The Chief By Richard Khavkine
Municipal retirees notch another court victory, but Adams administration will appeal
Retired New York City municipal workers have scored yet another court victory in their ongoing efforts to prevent the city from switching them to a cost-saving private plan and stripping their Medigap coverage.
Published: May 21, 2024
City retirees secured yet another court victory in their bid to keep their traditional Medicare and no-cost supplemental coverage.
In a unanimous decision issued Tuesday, a State Supreme Court Appellate Division panel upheld a trial court finding that switching the retired municipal workers to a cost-saving private plan and stripping them of their Medigap coverage would break long-ago guarantees city officials made to employees.
“The City has made clear, consistent, unambiguous representations — oral and written — over the course of more than 50 years, that New York City municipal worker-retirees would have the option of receiving health care in the form of traditional Medicare with a City-paid supplemental plan. Consequently, the City cannot now mandate the proposed change eliminating that choice,” the four-justice panel of the Appellate Division’s First Department concluded.
The panel’s conclusion, upholding Manhattan Supreme Court Justice Lyle Frank’s August 2023 finding, marked the fourth time that courts have sided with the retirees. The city said it would appeal the ruling.
Marianne Pizzitola, the president of the New York City Organization of Public Service Retirees, one of the lead plaintiffs in the case, lauded the decision, but called the city’s attempts to switch the retirees to a private, for-profit benefits plan “shameful and, as the Court ruled today, unlawful.”
“Retired City workers dedicated, and in many cases risked, their lives for the City for relatively low pay. In return, they were promised certain basic healthcare benefits when they retired,” Pizzitola said in a statement.

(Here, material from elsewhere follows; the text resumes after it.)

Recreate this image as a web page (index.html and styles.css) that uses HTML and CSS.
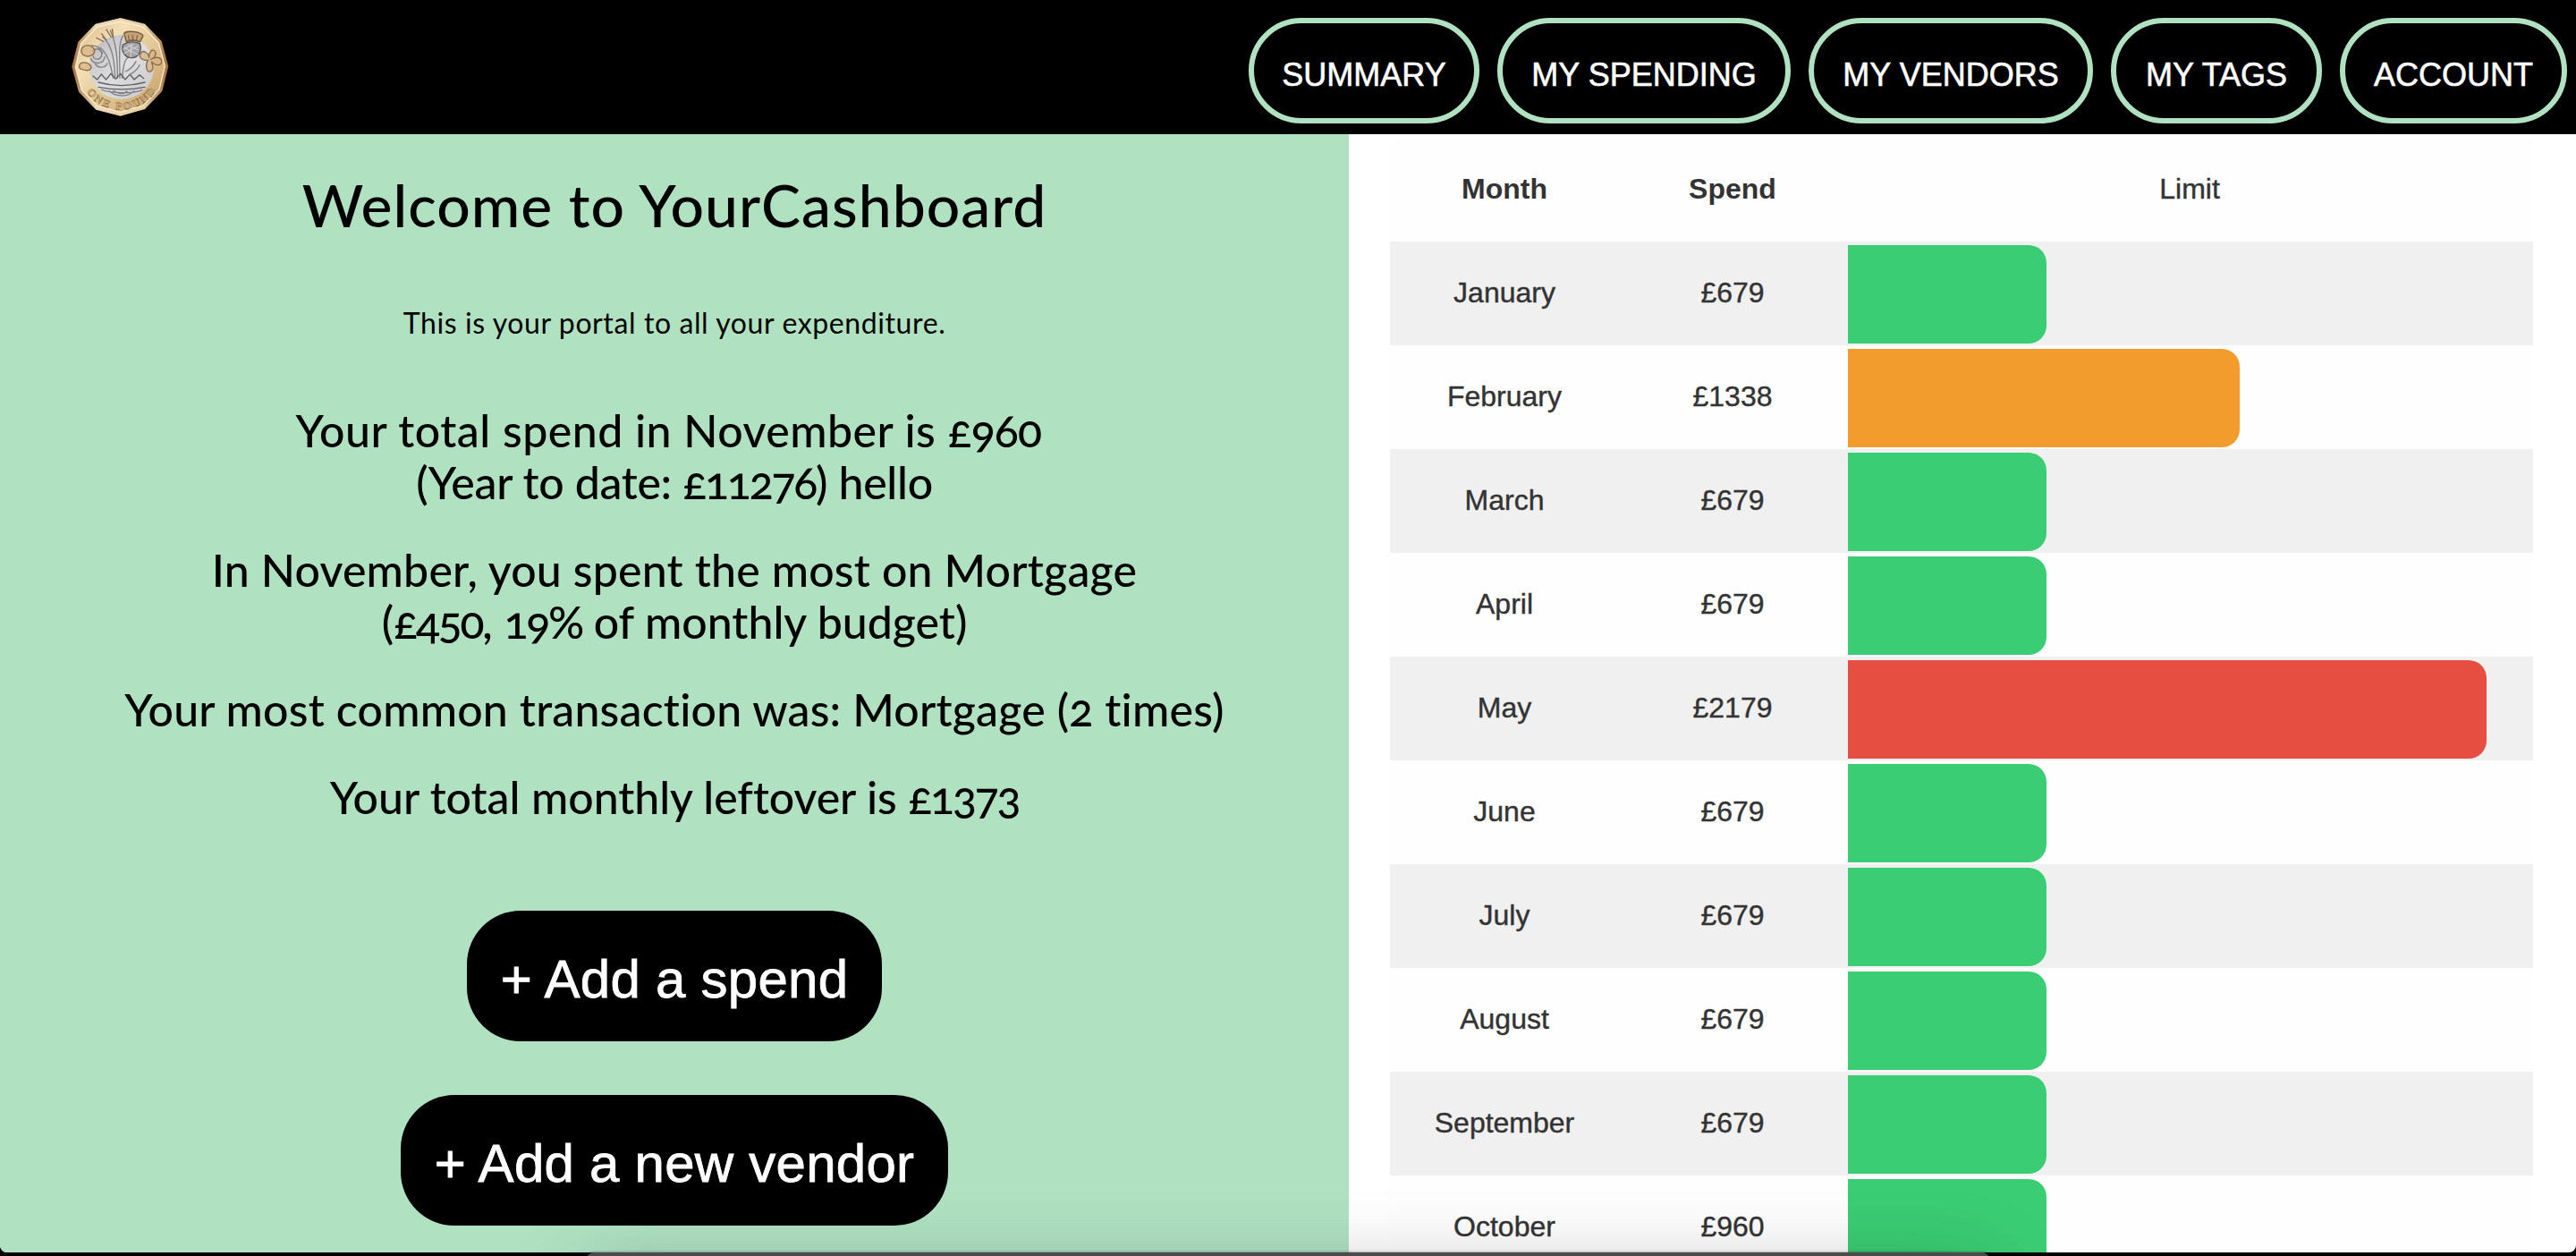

The retirees’ lawyer, Jake Gardener, said he and his team were grateful for the court’s decision, which he said recognized the health-care rights of the former city workers.
“Because of the court's thoughtful, well-reasoned decision, hundreds of thousands of senior citizens and disabled first responders will be able to continue receiving the medical care they desperately need and to which they are entitled,” Gardener, a partner at Walden Macht & Haran LLP and a former FDNY firefighter, said by phone.
Adams administration officials have argued that shifting the retirees to a privately run plan would save the city as much as $600 million annually, with the savings derived from federal subsidies available to Medicare Advantage plans. In turn, the subsidies would help replenish the city’s Health Stabilization Fund, which supplements employee welfare funds.
The city intends to pursue the matter to the state’s highest court.
“The city will seek the Court of Appeal’s review of today’s ruling,” the director of public affairs for the city’s Law Department, Nicholas Paolucci, said in a statement. “The city's plan, which was negotiated closely with and supported by the Municipal Labor Committee, would improve upon retirees’ current plans and save $600 million annually. This is particularly important at a time when we are already facing significant fiscal and economic challenges."
A representative for the Municipal Labor Committee, the umbrella organization of city public-sector unions, which supports the switch to a Medicare Advantage, said the heads of the various unions would be meeting with attorneys to discuss the decision.
‘Significant evidentiary support’
The decision, written by Associate Justice Ellen Gesmer, underscored “the hundreds of affidavits,” including from former city officials and medical professionals, along with thousands of pages of documentary evidence, in support of the retirees.
It highlighted an affidavit by Lilliam Barrios-Paoli, herself a retired longtime city official who headed several departments, including that charged with personnel. Barrios-Paoli wrote that for decades the city’s human resources administrators had promised that retirees would have a choice of health plans and came to rely on those assurances.
“The guarantee of good healthcare in retirement — including the choice to participate in traditional Medicare with a City-paid supplemental plan — was an essential recruiting and retention tool,” Barrios-Paoli, in a passage cited in the decision, said in her affidavit.
Resuming a theme that emerged during the panel’s March 21 hearing on the matter, the decision noted that although city officials disputed claims from the retirees and health care experts, they “did not present any evidence controverting them,” and instead relied “heavily” on summary health-benefit program descriptions.
“Notably, respondents submitted not a single affidavit by any City official disputing Ms. Barrios-Paoli’s statements, thus effectively conceding them,” Gesmer wrote.
The justices also found that the city’s assertion, purportedly contained in a summary program description from 1989 but not included in the court record, that it reserved the right to change or even terminate benefits or health care plans was “insufficient to demonstrate that the promise was either qualified or too indefinite, as the reservation of rights was not included in any other SPD.”
The panel also highlighted the retirees’ claims, in “unrebutted affidavits,” that they pursued public employment at least in part because of promises of health care, even though they could have earned more money in the private sector.
“The particular manner in which the parties chose to litigate this action before [the] Supreme Court resulted in a record with significant evidentiary support for petitioners’ position and very little support for respondents’ position,” Gesmer wrote.